So for the Remaindeers, it felt natural to threaten, to lie, to smear, to frighten and to spit venom. You’re all murderers and Little Englanders, I’ll put your taxes up, you’ll go to the back of the queue, we’re doomed if we leave. “Say that again, and I’ll bang you up as an NVE.”

As usual, this kind of hate-speak backfired. Both Camerlot and Labour lost. The Leave side won. The Remain folks lost. But it was all far more divisive than it needed to be.


We remain, after this referendum, as a country Britain remains split by ideologies that were past their Sell By date long before Best By dates were introduced. On the Right we have Adam Smith laissez-faire from the days of clipper sailing ships, and Reaganite Thatcherism still alive long after Milt Friedman’s potty ideas were discredited. On the Left we endure infantile Marxist dialectics alongside Big State command economy nonsense. In the so-called mainstream we listen to the the ideas of multiculturalism, a concept with a social track record worse than Genghis Khan’s reputation for peaceful negotiation.

If Britain is to thrive after Brexit, it must first reject decrepit, fanciful ideology in favour of the open-minded philosophy of stability through widespread social fulfilment. It must embrace new ideas and look for new markets – not retreat under the duvet in the face of bigger challenges. It must learn to accept that the empirically derived premises of social anthropology are more likely to achieve societal wellbeing than the class divisiveness of socialism and neoliberalism.

Unfortunately, I see absolutely no sign of that happening. Despite the abject failures and wrong-headedness of both Establishment ideologies since 1959, both Parties bear the same daft, irrelevant names, both cling fiercely to an eighteenth century voting system, and both have been given the chance to effect a radical Benthamite utilitarian approach…and frittered it away.

In 1979, Thatcher set out to democratise the trade union movement, and then lost her mind: but not until working class communities had been destroyed, a war undertaken, bankers given free rein, and every wriggling Thing in existence had been freed from its prison under a clammy stone.

In 1997, Blair set out to bury the Party’s loyalty to the vulnerable underdog. He shunned association with the reformed TUC, he went to war, he lied to Parliament, he silenced Whitehall naysayers, and surrounded himself with the depraved advice of Alistair Campbell and Peter Mandelson. At the last Labour conference before his mysterious resignation, hecklers at meetings were being brutally bundled out of fringe meetings by yobs whose forebears were no doubt smashing Jewish shop windows in Berlin eighty years ago.

But it is the woeful Labour performance since 2010 that makes me shun more and more of the robotic drivel spouted by those on the British Left. Where has it got them? In permanent mathematical opposition in England, and nowhere in Scotland. Across the country, a tired electorate sick of mantra and mangled language has become more apathetic about politics than at any time in my life. In most national elections now, almost half the adult population doesn’t vote.

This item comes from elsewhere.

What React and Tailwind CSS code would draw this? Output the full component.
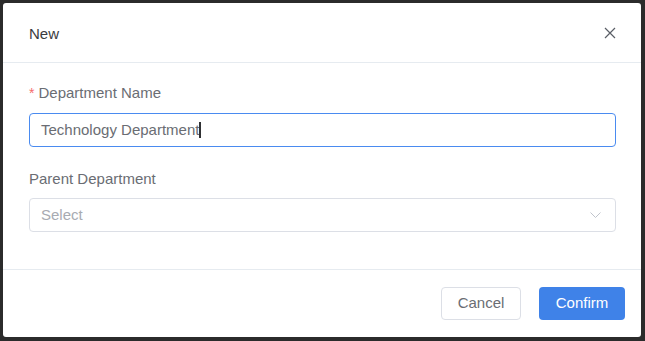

But that changes when the chance arrives to kick the privileged élites up the backside. The turnout in Friday’s referendum was almost 75%….with by far the highest turnout among those who’ve been putting up with this incompetent, rigid dross for more than sixty years. For sure, they voted against an EEC that has turned into an EU monster; but they also voted against stolen State pensions, feather-bedded Whiteminster, corrupt MPS and endless streams of bollocks about everything from austerity to immigration.

For those of us beyond ideology and keen to stop the juggernaut, the aim was also to give hope to the relative small-fry who’ve been bullied by Brussels-am-Berlin – Ireland, Portugal, Greece, Hungary and Poland. I’ve not yet come across a single Left wing chum in person or online who sees the hope Britain has given to those who countries. Throughout the Greek rapeathon, the Labour Party sat on its hands. The evil manipulation of Dijesslebloem, Draghi, Venizelos, Schäuble, Merkel and co became an Unevent: for the deeds were being perpetrated by their heroes, the European Commission. The ends, you see, justified the means. Like so many good Wimmin of Szechuan, the Left dutifully declined to comment. Somewhere in Hell, Brecht is pissing himself.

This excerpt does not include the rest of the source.